A mãe de Rhalib era uma dançarina no Marrocos e serviu de inspiração para seu documentário a respeito do preconceito contra a dança que se espraiou entre os árabes do Magreb ao Nilo. Rhalib disse que não esperava que seu blog pudesse despertar a "tempestade" que se seguiu à sua publicação sobre a imprensa e Bolsonaro. E afirmou que pretende produzir um documentário sobre a mídia. "O caso Bolsonaro não é o tema do meu documentário investigativo, mas sim o tratamento da informação pelos jornalistas."
O cineasta se negou a fornecer a cópia completa da entrevista de Constança Rezende ao seu "colaborador", que ele identificou como um estudante da Universidade do Texas. "Vou guardá-la para meu documentário." Ele reafirmou que a imprensa quer "arruinar" Bolsonaro e diz que isso pode ocorrer com outros presidentes, inclusive aqueles "de esquerda".

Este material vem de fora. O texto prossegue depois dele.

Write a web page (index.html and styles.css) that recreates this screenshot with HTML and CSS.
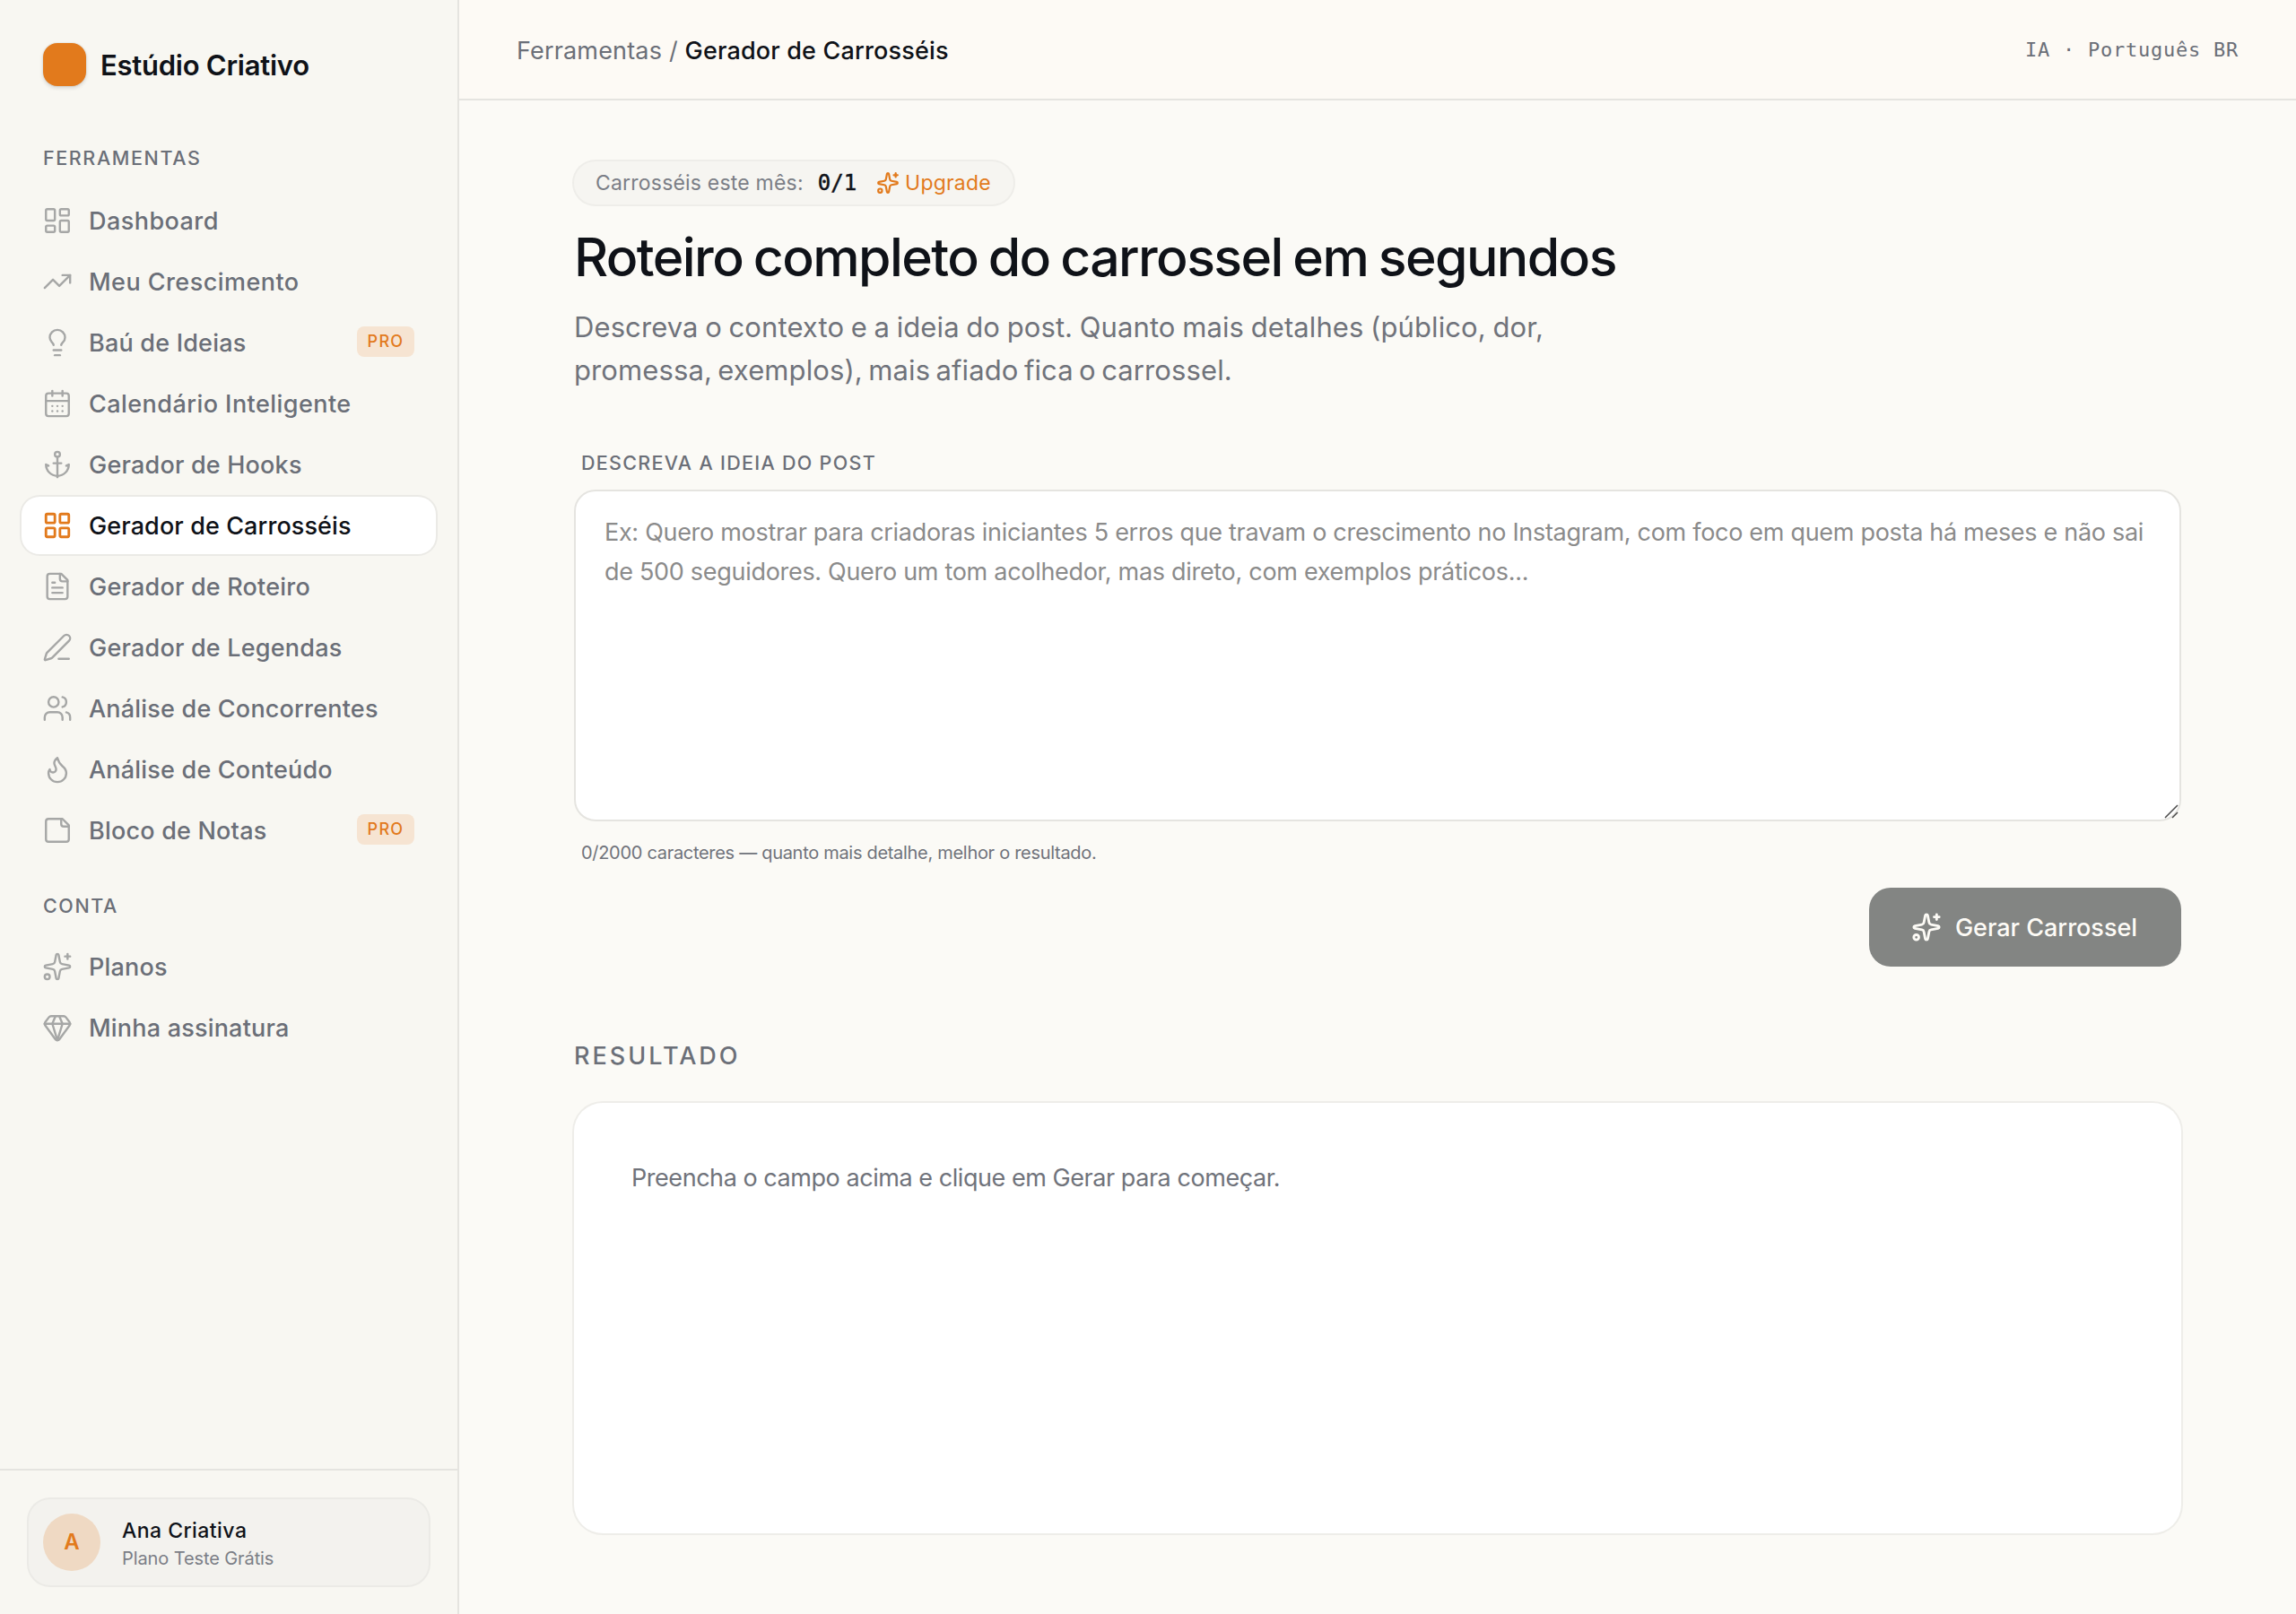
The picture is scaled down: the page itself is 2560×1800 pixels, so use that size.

Ao justificar como seu blog foi encontrado em pouco tempo pela direita americana, iniciando o processo que levou ao tuíte de Bolsonaro, Rhalib comparou seu post a um filme. "Depois de fazer um filme, ele não mais lhe pertence. Você sabe bem disso. Infelizmente, nós não temos mais nenhum controle sobre isso, todo mundo pode usá-lo como bem entende. Esse foi o caso", afirmou. As informações são do jornal O Estado de S. Paulo.